Nor does our proposal seek to denigrate other feminist analyses of climate change that underline the gendered, racialized, and colonial power politics at play in both how climate change is experienced and how responsibility should be attributed (for example, Alaimo 2009; Seager 2009; Cuomo 2011; Glazebrook 2011). In fact, it is in explicit recognition of the ways in which bodies are differently situated in relation to climate change that we call for greater attention to our own weathering. If climate change is an abstract notion, this is closely bound to a privileged Western life that is committed to keeping the weather and its exigencies out, and that is geared toward the achievement of a flat, linear temporality of progress undisturbed by those same exigencies. For academics (including feminist philosophers) and others similarly bound to a temporality of school terms, grant cycles, and publishing deadlines, we are pressed upon by the imperative to seal out the weather. Moreover, international air travel, transnational collaborations, and research or sabbatical stays are themselves weathermakers, and to live continuously across time zones can aggravate the cultivation of the sensibility of thick time we describe in these pages. Yet if such a life is the reality of our authorial we, and perhaps of your readerly one, too, we feel compelled to explore how an embodied existence more or less beholden to velocity, placelessness, and screen-based sociality can nonetheless nurture the sort of imaginary we call for. In other words, the interpellated “we” of this paper is fairly specific, even while weathering as a way of living this imaginary is not limited to this “we.” Weathering is already lived, in nuanced and particular ways, by the subsistence farmer, the young person sleeping rough, the woman who collects household water from a drying reservoir miles from her home, the wheelchair-user on a flooded city street (not to mention the spawning salmon, the baobab tree, the algal bloom, the Arctic ice). Each of these bodies has its own temporality, its own rhythms of weathering, yet we are all implicated in one another’s spacetimes as weathermakers. The ethos of responsivity we call for demands attunement to and acknowledgment of these other temporalities, and a more humble, generous, and self-reflexive understanding of how our own weathering may bear upon that of others.

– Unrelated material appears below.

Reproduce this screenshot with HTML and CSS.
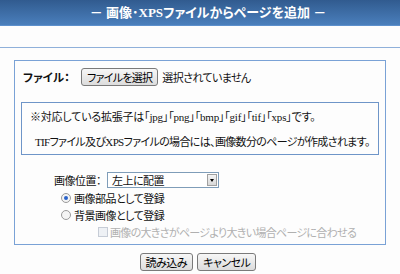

One final caveat is necessary before proceeding. In both scientific and common discourse, one will not find the easy flow between and interchange of the phenomena of “weather” and “climate” (or climate change) that you will find here. As explained by phenomenologist Julien Knebusch, whereas weather normally refers to a temporary state in the atmosphere, climate is more likely to refer to “large meteorological time such as seasons.” When we sense climate, we do not sense only the immediacy of the weather, but the relative stability of the weather over time. As Knebusch writes, even if climate stability is, on a larger scale, a myth, “for human sensations such stability is not a myth at all” (Knebusch n.d., 5). Whereas climate illuminates patterns over time, weather events are often surprising, capricious, and (seemingly) isolated—they may fulfill these overall patterns, or not. Knebusch notes that the feeling of weather is in fact most palpable when it contrasts with or interrupts the “constancy over time” that climate suggests to us (6). Such distinctions promote a spatialized view of climate time (that is, as something that we are “in” and whose linear progression we are outside observers to), while also suggesting that weather has no temporality at all. We hope to show that these distinctions between climate and weather are tenuous. Attention to the material archive of weather in any body—a human, a starfish, a tropical storm—reveals the history of a lightning flash, or the thick present of a February heat wave. Excavating the thick time of a weather event also illuminates a patterning in the dense duration of all phenomena. Although we recognize the practical desirability of retaining a distinction between “climate” and “weather,” in the context of our arguments here a loosening of this distinction is necessary. Our aim is to reduce the distance between the enormity of climate change and the immediacy of our own flesh. If we can hone a sensibility of ourselves as weather bodies in thick time, climate change can become palpable in the everyday, just as the duration of our bodies, prostheses, and projects becomes diffused through the thick time of the weather-world.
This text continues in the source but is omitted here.